Work closely with the rest of the business: “If we'd have gone away and created a campaign that didn't have the look of a professional quality and it didn't fit with our brand, then we would have had so much more difficulty in making it highly visible in our in our office space.” For the Sol campaign, the security team worked closely with marketing. For the advisors campaign, the security team had the support of the local CIOs. “Better to have those teams involved from the beginning and giving input than to try and bring them in at the end when you want to start publishing your stuff. That makes a big difference.”
Make the tone and theme fit your company culture: “A really important point is the cultural and thematic fit with our company. We're a holiday company and for us the sun character really resonates. That's something to really think about; how to make sure any awareness program fits in with the culture of the company.”

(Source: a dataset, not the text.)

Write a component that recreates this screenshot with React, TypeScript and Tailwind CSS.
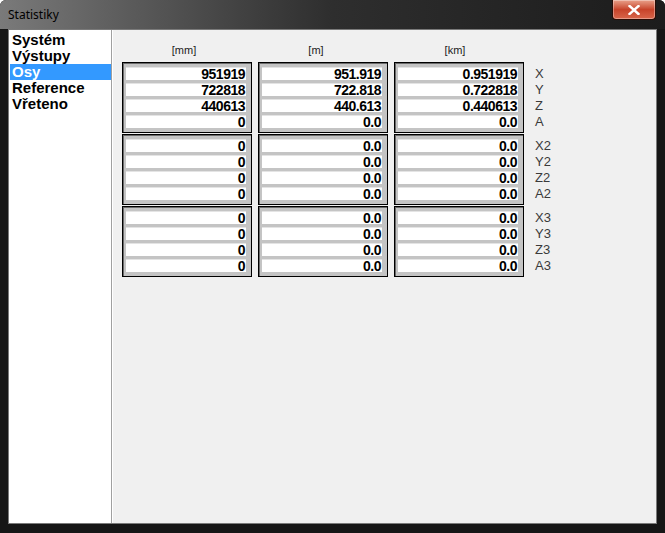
import React from "react";

const groups = [
  {
    labels: ["X", "Y", "Z", "A"],
    mm: ["951919", "722818", "440613", "0"],
    m: ["951.919", "722.818", "440.613", "0.0"],
    km: ["0.951919", "0.722818", "0.440613", "0.0"],
  },
  {
    labels: ["X2", "Y2", "Z2", "A2"],
    mm: ["0", "0", "0", "0"],
    m: ["0.0", "0.0", "0.0", "0.0"],
    km: ["0.0", "0.0", "0.0", "0.0"],
  },
  {
    labels: ["X3", "Y3", "Z3", "A3"],
    mm: ["0", "0", "0", "0"],
    m: ["0.0", "0.0", "0.0", "0.0"],
    km: ["0.0", "0.0", "0.0", "0.0"],
  },
];

const menu = ["Systém", "Výstupy", "Osy", "Reference", "Vřeteno"];

function ValueBox({ values }: { values: string[] }) {
  return (
    <div className="flex h-[71px] w-[130px] flex-col gap-[3px] border border-black bg-[#c4c4c4] pt-[4px] pr-[5px] pl-[3px] shadow-[inset_1px_1px_0_#6a6a6a]">
      {values.map((v, i) => (
        <div
          key={i}
          className="h-[13px] border-t border-[#e4e4e4] bg-white pr-[1px] text-right text-[14px] font-bold leading-[12px] tracking-[-0.5px] text-black"
        >
          {v}
        </div>
      ))}
    </div>
  );
}

export default function App() {
  return (
    <div className="flex h-[533px] w-[665px] flex-col overflow-hidden rounded-t-[6px] bg-[#161616] font-['Liberation_Sans',Arial,sans-serif]">
      {/* title bar */}
      <div className="flex h-[29px] shrink-0 items-start justify-between bg-gradient-to-r from-[#7a7a7a] via-[#2e2e2e] to-[#1c1c1c] pl-[8px]">
        <span className="mt-[7px] font-['Noto_Sans',sans-serif] text-[12px] leading-[16px] text-black">
          Statistiky
        </span>
        <div className="mr-[9px] flex h-[20px] w-[44px] items-center justify-center rounded-b-[4px] border border-t-0 border-[#2a0c05] bg-gradient-to-b from-[#e8a08a] via-[#c7432a] to-[#d9654a] shadow-[inset_0_0_0_1px_rgba(255,255,255,0.35)]">
          <svg width="12" height="10" viewBox="0 0 12 10">
            <path d="M1.5 1 L10.5 9 M10.5 1 L1.5 9" stroke="white" strokeWidth="2.4" strokeLinecap="square" />
          </svg>
        </div>
      </div>

      {/* client area */}
      <div className="mx-[8px] mb-[9px] flex flex-1 border border-[#7a7a7a]">
        <div className="flex w-[103px] flex-col border-r border-[#a0a0a0] bg-white pt-[2px]">
          {menu.map((item) => (
            <div
              key={item}
              className={`ml-[1px] h-[16px] pl-[2px] text-[15px] font-bold leading-[16px] ${
                item === "Osy" ? "bg-[#3399ff] text-white" : "text-black"
              }`}
            >
              {item}
            </div>
          ))}
        </div>

        <div className="flex flex-1 flex-col border-l border-white bg-[#f0f0f0] pt-[13px] pl-[9px]">
          <div className="mb-[5px] flex h-[14px] gap-[6px] text-[11px] leading-[14px] text-[#222]">
            <div className="w-[130px] pr-[6px] text-center">[mm]</div>
            <div className="w-[130px] pr-[14px] text-center">[m]</div>
            <div className="w-[130px] pr-[8px] text-center">[km]</div>
          </div>

          <div className="flex flex-col gap-[1px]">
            {groups.map((g, gi) => (
              <div key={gi} className="flex gap-[6px]">
                <ValueBox values={g.mm} />
                <ValueBox values={g.m} />
                <ValueBox values={g.km} />
                <div className="ml-[5px] flex flex-col gap-[3px] pt-[5px]">
                  {g.labels.map((l) => (
                    <div key={l} className="h-[13px] text-[13px] leading-[13px] text-[#3a3a3a]">
                      {l}
                    </div>
                  ))}
                </div>
              </div>
            ))}
          </div>
        </div>
      </div>
    </div>
  );
}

Connect to emotions: “People care about their families, usually more than they care about the organization that they work for. Yet the behaviors we’re trying to change are pretty much the same. Messages will resonate more if they think that this will help them protect their loved ones.”
Focus on changing one behavior at a time: “To change someone's behaviors and instincts it's always better to be banging the drum over and over about one thing until that's good enough and then switching on to the next one.” After an initial focus on phishing, Broomhall says the scheme is shifting to password management and encouraging greater use of password manager tools within the company.
Measurement is important: After the campaign focusing on phishing, the company saw the open rates of its phishing test email drop drastically. Measuring KPIs around specific behaviors allows you to quantify the impact of the awareness campaign. “Having a baseline click rate, having a target click rate was important. You need something hard to measure whether it's been successful.”